Multivariate meta-analysis of proteomics data from human prostate and colon tumours
Stockholm Bioinformatics Center Seminars
Wednesday 15 April 2009
to 17:00 at
Lina Hultin-Rosenberg (KI)
There is a vast need to develop better methods for diagnostics and prognostics in cancer therapy. The methods used today are dependent on experienced cytologists and pathologists and are very time consuming. Hence, there is a need to find clinically applicable protein biomarkers as support for diagnosis and tumour classification. The use of multivariate methods such as PLS, where the expression of several genes or proteins are studied simultaneously has earlier shown to be powerful in biomarker discovery.
The main aim of this study is to perform multivariate meta data analysis of 2D gel electrophoresis data originating from several different studies on different cancer types. By incorporating data from various tumour types numerous clinical questions can be addressed. For example potential biomarkers specific for a certain tumour type can be identified as well as those biomarkers that are general for all malign tumour types. Results from meta-analysis on prostate cancer (n=39) and colon cancer (n=43) epithelial tumour tissue profiling are presented in this study. The datasets are matched to each other using the PDQuest software and an expression database containing the intensities for the spots in all samples was established. The further data analysis work was performed in R.
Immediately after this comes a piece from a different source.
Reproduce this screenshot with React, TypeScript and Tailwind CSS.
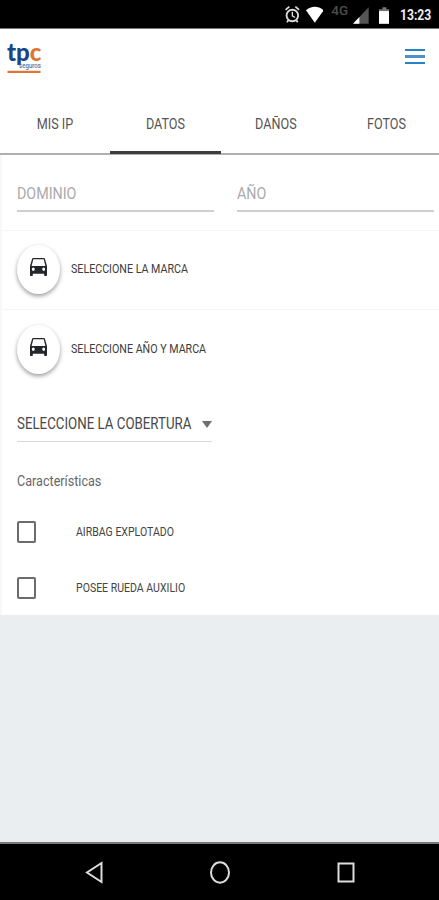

Two different ways of treating missing values were run in parallel through the analysis. Spots with a large fraction of missing data were excluded prior to analysis and the remaining missing data points were exchanged for either the mean value of the spot or the 10% lowest value for the spot. PLS-DA (Partial Least Squares Discriminant Analysis) was utilized to build predictive models and to select the most important variables for distinguishing between the classes normal and tumour. The spots were ranked by the PLS dependent VIP (Variable Importance on Projection) score and the most important variables were selected for prediction. This was repeated with decreasing number of variables and the prediction success measures were evaluated. The modelling procedure was performed in two levels of validation to ascertain a stable variable selection and model optimization, and to measure the optimized model performance. The most stable variables from a bootstrap validation were selected for the final prediction of a test set.
Despite such different tissues in the datasets, there were around 50 variables selected in at least 50% of the bootstrap rounds. This reveals some stability in the dataset and a strong signal for those variables. When applied in a PLS model to predict a held-out test set the variables yielded a rather promising prediction success (geometric mean of sensitivity and specificity was 86%). Further analysis will aim at identifying the selected proteins and validate their use as biomarkers in cancer diagnostics and therapy.